**** Record set ****
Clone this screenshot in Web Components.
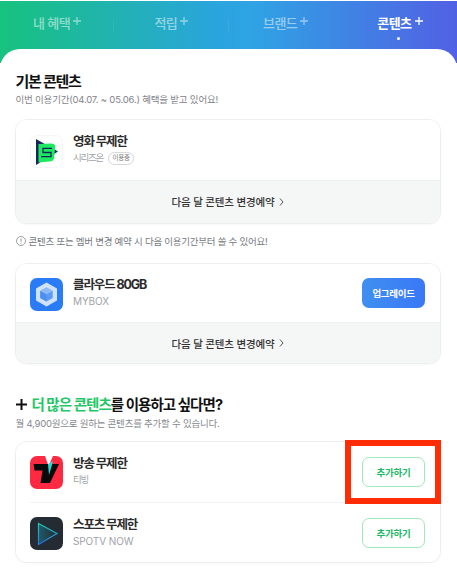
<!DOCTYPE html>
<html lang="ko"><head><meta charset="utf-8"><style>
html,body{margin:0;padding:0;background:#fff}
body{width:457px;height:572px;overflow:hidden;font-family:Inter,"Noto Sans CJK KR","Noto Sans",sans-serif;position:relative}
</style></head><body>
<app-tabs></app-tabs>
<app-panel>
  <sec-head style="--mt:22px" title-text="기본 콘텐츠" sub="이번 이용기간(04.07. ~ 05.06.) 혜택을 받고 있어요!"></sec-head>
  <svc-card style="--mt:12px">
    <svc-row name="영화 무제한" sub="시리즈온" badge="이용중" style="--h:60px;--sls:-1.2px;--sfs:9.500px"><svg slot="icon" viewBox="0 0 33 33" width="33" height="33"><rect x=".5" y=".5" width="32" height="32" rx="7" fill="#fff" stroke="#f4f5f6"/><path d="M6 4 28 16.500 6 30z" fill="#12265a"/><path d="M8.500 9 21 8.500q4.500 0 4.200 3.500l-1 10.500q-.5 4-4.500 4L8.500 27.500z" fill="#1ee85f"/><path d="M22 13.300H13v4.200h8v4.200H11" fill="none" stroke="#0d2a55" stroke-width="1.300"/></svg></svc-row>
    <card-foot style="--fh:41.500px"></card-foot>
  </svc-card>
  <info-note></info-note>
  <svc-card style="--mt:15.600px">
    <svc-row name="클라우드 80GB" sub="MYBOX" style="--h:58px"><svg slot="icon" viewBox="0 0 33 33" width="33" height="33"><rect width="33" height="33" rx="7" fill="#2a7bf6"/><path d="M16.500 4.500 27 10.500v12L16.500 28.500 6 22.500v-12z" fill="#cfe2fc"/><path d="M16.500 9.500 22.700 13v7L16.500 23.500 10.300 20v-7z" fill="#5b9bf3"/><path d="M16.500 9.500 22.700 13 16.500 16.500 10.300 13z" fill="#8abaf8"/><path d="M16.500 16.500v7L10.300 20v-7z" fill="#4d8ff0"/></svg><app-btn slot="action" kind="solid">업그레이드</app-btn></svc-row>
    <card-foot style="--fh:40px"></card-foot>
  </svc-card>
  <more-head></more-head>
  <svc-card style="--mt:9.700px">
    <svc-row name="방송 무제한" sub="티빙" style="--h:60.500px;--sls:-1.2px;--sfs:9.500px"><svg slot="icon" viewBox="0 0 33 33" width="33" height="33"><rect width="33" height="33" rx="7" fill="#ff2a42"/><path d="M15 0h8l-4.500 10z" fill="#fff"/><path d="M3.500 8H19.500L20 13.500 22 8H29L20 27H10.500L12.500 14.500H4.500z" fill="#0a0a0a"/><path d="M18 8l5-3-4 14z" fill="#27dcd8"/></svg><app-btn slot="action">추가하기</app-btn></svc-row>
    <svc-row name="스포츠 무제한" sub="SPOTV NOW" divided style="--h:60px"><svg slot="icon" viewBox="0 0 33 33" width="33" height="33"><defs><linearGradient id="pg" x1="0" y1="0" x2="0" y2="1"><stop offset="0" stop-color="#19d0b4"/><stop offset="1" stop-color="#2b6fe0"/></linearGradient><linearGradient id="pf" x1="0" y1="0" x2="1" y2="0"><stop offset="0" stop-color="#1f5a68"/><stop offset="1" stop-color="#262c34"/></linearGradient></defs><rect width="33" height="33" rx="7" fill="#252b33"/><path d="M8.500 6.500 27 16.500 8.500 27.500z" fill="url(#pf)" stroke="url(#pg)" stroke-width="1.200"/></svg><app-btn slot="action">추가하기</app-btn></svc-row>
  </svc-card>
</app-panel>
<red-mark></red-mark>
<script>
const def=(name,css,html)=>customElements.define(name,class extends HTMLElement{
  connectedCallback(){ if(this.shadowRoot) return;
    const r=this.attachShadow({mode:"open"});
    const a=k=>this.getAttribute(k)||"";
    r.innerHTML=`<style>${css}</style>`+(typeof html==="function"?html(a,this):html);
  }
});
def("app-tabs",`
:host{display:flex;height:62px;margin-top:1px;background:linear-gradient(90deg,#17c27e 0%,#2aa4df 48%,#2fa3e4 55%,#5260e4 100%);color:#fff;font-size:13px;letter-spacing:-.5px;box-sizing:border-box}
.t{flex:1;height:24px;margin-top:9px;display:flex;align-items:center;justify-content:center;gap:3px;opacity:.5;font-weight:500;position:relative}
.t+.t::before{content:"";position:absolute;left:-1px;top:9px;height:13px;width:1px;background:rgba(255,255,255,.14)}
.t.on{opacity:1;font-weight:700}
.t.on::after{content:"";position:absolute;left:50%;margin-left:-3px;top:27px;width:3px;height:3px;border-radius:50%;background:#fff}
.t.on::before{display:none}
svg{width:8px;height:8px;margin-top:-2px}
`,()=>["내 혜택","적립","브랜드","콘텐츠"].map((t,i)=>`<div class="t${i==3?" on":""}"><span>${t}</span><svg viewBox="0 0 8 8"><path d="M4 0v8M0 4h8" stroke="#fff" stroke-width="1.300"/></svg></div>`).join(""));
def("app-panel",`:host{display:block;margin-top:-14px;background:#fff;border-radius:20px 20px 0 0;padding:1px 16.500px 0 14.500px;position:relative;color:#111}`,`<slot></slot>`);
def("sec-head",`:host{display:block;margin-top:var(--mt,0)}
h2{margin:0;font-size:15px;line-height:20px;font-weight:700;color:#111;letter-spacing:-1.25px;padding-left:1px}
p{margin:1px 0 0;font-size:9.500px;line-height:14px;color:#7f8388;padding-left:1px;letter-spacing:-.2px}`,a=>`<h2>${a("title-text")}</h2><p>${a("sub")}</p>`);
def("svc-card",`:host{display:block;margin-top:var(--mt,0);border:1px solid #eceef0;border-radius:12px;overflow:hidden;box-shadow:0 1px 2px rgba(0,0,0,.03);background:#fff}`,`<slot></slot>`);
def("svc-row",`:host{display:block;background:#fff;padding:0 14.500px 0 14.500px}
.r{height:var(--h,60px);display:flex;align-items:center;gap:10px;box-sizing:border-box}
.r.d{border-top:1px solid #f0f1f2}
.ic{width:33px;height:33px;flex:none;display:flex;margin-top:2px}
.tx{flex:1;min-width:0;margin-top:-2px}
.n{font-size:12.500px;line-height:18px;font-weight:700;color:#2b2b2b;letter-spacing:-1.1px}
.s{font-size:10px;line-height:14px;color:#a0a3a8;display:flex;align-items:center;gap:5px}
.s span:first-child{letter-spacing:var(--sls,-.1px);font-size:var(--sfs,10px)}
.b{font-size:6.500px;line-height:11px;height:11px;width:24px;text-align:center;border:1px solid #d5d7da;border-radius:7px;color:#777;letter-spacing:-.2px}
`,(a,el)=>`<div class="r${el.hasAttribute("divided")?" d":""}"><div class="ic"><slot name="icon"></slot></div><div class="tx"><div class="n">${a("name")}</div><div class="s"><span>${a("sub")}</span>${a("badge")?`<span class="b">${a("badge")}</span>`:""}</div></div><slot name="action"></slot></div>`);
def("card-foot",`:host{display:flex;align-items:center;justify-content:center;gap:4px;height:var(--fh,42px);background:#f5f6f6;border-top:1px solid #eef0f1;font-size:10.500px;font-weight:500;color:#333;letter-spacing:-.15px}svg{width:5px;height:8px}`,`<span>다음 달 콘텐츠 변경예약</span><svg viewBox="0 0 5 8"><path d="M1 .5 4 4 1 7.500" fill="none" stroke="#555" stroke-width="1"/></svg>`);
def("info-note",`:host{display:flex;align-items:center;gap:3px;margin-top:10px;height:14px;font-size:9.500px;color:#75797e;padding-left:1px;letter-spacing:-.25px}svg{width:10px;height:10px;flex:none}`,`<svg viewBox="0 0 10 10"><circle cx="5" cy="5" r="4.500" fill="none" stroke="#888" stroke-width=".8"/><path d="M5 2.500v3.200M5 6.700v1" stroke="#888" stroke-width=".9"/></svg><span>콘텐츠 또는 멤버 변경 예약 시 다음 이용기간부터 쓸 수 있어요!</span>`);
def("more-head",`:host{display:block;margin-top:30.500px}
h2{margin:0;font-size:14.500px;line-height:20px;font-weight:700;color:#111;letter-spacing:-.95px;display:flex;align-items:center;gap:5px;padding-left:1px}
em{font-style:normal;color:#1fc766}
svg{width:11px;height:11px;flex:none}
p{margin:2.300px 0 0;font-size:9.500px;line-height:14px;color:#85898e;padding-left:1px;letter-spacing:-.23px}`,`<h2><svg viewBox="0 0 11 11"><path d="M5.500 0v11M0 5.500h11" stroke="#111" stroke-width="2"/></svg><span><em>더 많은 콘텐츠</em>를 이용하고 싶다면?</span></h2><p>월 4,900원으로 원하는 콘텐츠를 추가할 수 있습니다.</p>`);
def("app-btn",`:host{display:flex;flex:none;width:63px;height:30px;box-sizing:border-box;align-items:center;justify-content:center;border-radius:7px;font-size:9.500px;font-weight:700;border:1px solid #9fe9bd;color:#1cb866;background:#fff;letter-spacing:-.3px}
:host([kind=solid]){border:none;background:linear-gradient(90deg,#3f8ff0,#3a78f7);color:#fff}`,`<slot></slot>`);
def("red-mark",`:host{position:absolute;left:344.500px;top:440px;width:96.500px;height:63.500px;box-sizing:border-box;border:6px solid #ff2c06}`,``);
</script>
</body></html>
****
**** Record set ****
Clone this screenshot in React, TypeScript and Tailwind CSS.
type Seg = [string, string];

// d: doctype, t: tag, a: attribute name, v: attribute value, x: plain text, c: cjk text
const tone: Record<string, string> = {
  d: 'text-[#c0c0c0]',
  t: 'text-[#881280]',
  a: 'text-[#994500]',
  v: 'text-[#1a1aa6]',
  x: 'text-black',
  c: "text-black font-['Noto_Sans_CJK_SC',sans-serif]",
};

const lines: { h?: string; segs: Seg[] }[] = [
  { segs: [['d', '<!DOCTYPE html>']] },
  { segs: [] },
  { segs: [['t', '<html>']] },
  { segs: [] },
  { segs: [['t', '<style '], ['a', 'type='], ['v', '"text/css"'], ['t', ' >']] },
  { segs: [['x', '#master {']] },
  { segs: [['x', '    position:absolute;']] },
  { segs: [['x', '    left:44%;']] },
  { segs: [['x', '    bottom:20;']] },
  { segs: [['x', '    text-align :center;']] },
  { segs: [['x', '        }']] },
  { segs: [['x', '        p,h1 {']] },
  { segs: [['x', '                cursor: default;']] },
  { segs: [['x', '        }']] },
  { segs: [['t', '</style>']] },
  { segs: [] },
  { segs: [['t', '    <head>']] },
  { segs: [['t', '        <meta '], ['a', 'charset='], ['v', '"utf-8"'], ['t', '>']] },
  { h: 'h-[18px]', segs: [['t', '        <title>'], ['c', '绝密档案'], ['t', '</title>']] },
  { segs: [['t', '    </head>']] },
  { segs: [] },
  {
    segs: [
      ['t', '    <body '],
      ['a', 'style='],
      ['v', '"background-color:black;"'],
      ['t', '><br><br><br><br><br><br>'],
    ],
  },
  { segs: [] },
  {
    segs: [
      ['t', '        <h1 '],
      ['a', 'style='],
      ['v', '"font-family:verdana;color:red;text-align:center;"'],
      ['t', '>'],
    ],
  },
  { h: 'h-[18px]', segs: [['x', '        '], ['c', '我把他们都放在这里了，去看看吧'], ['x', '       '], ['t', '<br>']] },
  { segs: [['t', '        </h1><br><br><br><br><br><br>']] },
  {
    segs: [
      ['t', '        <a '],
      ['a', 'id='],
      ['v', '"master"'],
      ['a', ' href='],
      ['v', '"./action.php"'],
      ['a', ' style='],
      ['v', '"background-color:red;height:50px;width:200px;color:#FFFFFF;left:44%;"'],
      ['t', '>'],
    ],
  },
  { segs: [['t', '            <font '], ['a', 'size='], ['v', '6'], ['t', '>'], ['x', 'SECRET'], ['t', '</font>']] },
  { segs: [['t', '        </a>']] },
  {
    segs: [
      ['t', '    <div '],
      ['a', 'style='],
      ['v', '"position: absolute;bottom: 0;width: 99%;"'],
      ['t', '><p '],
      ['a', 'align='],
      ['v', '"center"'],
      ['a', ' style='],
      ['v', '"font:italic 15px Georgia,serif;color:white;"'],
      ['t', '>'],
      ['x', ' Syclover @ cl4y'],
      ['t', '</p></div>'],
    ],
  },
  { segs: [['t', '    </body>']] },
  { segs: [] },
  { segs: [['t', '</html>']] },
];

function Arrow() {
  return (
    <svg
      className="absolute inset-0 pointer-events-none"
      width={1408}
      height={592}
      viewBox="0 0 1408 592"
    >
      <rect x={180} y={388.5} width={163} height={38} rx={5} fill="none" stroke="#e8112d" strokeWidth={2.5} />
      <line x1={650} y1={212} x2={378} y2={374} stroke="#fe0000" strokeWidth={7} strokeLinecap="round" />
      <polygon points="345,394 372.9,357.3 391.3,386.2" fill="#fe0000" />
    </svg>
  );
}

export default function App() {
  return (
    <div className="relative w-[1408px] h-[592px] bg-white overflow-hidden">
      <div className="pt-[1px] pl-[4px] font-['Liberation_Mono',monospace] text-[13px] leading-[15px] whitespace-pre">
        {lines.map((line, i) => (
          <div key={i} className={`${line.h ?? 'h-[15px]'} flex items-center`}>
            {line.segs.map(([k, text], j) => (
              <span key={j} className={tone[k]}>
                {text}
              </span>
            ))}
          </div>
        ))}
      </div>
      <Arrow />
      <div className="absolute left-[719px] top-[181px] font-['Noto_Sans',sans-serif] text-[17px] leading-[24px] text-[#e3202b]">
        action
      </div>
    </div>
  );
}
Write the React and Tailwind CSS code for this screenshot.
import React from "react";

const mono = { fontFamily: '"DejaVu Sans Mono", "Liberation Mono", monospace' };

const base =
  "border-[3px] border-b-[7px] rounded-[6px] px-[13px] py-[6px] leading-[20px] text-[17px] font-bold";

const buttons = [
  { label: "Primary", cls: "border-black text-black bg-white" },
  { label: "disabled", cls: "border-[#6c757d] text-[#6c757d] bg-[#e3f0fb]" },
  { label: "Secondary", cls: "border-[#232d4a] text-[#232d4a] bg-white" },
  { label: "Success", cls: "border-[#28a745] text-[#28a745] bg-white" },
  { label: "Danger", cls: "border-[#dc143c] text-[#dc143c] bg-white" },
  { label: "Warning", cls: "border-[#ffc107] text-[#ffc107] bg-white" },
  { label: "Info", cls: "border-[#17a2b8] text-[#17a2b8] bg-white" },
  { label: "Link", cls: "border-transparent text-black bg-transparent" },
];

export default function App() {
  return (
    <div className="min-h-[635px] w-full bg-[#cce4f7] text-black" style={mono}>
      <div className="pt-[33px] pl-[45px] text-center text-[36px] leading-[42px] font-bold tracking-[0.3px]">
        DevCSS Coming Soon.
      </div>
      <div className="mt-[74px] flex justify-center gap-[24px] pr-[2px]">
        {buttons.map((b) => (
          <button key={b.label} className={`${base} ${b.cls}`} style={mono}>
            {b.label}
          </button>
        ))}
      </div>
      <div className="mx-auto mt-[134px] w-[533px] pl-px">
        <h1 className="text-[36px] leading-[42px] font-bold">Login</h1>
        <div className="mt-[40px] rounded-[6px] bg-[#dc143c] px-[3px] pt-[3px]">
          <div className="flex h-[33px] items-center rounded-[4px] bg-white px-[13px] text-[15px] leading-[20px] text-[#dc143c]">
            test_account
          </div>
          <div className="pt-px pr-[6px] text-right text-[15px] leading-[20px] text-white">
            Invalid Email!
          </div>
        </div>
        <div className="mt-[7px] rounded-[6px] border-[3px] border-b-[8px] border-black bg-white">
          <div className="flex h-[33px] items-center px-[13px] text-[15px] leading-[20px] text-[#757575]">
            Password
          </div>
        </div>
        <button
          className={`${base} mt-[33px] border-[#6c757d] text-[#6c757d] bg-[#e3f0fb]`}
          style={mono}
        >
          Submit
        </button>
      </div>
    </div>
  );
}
****
What is asked -> Give back, word for word, each line from the one containing "Write the React" down to the one containing "border-b-[7px] rounded-[6px] px-[13px]", including those two lines.

Worked solution ->
Write the React and Tailwind CSS code for this screenshot.
import React from "react";

const mono = { fontFamily: '"DejaVu Sans Mono", "Liberation Mono", monospace' };

const base =
  "border-[3px] border-b-[7px] rounded-[6px] px-[13px] py-[6px] leading-[20px] text-[17px] font-bold";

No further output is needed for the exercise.